J. Michael Pearson, the architect of Valeant’s rise into a stock market darling, and his biggest booster, billionaire hedge fund manager Bill Ackman, testified in front of a Senate committee investigating its drug pricing practices. Former CFO Howard Schiller, who was Valeant’s finance head until he was fired in March, also testified.
Senator Claire McCaskill (D-Missouri) argued, “Valeant is the company that perfected this model of strategic acquisitions and price hikes that made it Wall Street’s dream come true… That is not social good. That is social bad.” Ackman has about a $4 billion investment in the company and he claimed that he did not know that after he acquired the company, Valeant raised the prices of all the drugs they acquired. A great way to make money is to purchase prescription drugs and then hiking prices, because that is the best and easiest way to rob customers of money.
The business model he used was to buy up competitors to establish a monopoly position, then hike prices through the roof. Also, they cut research and development investments showing that this was a short-term investment to make as much as they could in a short period of time before the company ran out of new products to market. These are not actions taken by a progressive activist Wall Street investor – they are the actions of a thief.
Ackman’s war on the company Herbalife is another example of activist investing gone bad. In December of 2012, Pershing Square took out a $1 billion short bet that the company Herbalife would go bankrupt. Per Herbalife’s web site, the company employs 8,200 people worldwide and had net sales of health care products of $4.5 billion in 2015. The company has been around for over 36 years, and yet here comes Bill Ackman’s hedge fund to bet on the company going belly up and its thousands of employees going into the unemployment rolls.
Roger Parloff reported in Fortune on September 9, 2015 that Ackman lives the life of a king and seems to not be sharing his bountiful wealth with the people he purports to be helping:
We spoke at his offices on the 42nd floor of a midtown building that offers panoramic views of Central Park. Just to the east is the residential tower where he recently bought a $92.5 million penthouse duplex. It’s just an investment, he has said, because he considers it undervalued. In the corner of the conference room stands a striking memento: a rocket-powered ejection seat that once accommodated the pilot of a Canberra nuclear strike bomber of the 1950s.
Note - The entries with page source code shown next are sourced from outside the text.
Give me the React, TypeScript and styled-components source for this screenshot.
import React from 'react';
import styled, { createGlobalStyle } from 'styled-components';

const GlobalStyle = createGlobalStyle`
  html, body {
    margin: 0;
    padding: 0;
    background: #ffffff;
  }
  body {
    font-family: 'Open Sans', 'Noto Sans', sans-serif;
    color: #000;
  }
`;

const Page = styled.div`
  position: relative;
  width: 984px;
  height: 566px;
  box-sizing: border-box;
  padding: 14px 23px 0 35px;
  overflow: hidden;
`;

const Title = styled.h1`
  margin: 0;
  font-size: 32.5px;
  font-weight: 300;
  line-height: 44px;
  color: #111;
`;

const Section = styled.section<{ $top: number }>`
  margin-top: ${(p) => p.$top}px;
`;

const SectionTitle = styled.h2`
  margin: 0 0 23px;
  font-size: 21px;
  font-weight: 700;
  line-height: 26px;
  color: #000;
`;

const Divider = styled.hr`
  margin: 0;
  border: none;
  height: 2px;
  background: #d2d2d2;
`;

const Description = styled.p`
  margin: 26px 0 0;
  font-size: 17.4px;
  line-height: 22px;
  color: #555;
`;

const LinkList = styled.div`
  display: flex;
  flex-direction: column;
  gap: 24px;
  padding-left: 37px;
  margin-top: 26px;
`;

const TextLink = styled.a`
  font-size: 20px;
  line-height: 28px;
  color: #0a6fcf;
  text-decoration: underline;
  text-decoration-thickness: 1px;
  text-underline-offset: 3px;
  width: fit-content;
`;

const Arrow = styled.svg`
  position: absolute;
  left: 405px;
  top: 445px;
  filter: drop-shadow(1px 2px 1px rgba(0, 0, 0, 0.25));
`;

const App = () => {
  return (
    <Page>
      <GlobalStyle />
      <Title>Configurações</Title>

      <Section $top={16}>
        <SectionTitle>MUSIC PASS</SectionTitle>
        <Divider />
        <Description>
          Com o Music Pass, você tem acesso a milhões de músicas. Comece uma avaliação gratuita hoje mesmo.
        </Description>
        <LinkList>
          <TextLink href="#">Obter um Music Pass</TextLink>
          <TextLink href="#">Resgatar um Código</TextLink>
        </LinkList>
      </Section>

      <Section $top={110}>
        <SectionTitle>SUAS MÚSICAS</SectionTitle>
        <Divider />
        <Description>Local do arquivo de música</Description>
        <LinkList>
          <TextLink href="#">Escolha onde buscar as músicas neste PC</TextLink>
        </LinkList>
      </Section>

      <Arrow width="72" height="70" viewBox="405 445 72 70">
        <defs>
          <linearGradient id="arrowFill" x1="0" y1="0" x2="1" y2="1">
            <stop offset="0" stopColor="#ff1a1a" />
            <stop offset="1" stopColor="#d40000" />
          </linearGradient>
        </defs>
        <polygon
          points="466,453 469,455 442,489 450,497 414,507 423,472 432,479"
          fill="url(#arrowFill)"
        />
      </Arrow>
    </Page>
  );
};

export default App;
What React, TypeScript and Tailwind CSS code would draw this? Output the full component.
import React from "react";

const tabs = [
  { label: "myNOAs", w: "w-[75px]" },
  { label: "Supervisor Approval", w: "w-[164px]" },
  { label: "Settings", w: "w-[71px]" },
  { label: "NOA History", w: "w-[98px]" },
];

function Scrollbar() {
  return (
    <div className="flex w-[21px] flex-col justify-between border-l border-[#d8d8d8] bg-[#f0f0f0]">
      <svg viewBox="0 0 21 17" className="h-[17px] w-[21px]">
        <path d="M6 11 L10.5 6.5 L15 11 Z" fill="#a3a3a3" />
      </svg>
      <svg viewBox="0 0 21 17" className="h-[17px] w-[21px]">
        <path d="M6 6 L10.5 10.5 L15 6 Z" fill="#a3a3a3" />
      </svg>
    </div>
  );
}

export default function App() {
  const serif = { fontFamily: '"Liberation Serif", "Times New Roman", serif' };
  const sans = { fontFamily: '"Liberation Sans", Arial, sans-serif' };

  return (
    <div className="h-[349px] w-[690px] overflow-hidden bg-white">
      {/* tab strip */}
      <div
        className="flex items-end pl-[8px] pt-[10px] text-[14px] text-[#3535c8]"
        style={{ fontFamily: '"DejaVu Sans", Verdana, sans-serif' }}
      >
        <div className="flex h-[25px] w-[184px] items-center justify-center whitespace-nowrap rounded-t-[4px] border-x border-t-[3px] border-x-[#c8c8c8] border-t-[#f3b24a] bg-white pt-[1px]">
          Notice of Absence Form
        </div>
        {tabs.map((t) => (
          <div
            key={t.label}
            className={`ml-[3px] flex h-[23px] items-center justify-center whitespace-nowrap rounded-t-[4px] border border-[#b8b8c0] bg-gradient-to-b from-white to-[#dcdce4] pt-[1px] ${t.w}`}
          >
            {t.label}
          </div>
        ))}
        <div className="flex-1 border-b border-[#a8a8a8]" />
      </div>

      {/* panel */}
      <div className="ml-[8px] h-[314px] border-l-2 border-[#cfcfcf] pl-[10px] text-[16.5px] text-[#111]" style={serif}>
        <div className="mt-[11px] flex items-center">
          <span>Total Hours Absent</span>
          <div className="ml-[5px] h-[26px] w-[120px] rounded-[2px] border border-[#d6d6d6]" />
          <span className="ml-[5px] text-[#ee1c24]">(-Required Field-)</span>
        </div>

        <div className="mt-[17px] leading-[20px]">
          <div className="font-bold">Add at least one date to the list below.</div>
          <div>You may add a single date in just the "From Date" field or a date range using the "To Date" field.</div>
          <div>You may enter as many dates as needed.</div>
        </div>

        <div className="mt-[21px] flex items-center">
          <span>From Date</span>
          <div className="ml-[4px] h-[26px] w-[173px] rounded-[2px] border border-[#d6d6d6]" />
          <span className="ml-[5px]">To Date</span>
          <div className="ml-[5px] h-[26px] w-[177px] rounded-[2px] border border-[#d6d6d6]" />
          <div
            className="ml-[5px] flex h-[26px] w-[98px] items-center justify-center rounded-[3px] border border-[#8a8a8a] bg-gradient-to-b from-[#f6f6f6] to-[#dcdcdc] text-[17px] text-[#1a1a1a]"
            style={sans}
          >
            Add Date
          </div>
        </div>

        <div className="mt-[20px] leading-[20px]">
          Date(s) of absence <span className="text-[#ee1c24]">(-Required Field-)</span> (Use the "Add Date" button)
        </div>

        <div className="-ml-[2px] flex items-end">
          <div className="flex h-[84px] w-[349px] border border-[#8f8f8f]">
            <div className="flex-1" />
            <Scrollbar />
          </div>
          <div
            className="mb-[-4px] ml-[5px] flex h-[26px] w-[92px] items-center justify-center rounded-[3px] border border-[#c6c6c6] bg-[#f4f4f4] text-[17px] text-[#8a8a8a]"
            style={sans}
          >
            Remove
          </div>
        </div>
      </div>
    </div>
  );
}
It evokes a crucial skill for a hedge fund manager: knowing when to bail.
The Fortune story documents Ackman using his connections in Washington to push for an investigation of the company. He was successful in initiating an investigation that, in the end, exonerated the company of being what Ackman alleged – an illegally organized company. He went as far as hiring a mole for millions working in the company to be a whistleblower and to help take the company down. Ackman has failed so far to date and has lost tons of money on that bad bet.
When billionaire hedge fund managers make believe they are progressive activist heroes while enriching themselves by gouging people in need of prescription drugs and a job, they are exposed as being charlatans.
And that is what Bill Ackman is – a progressive charlatan.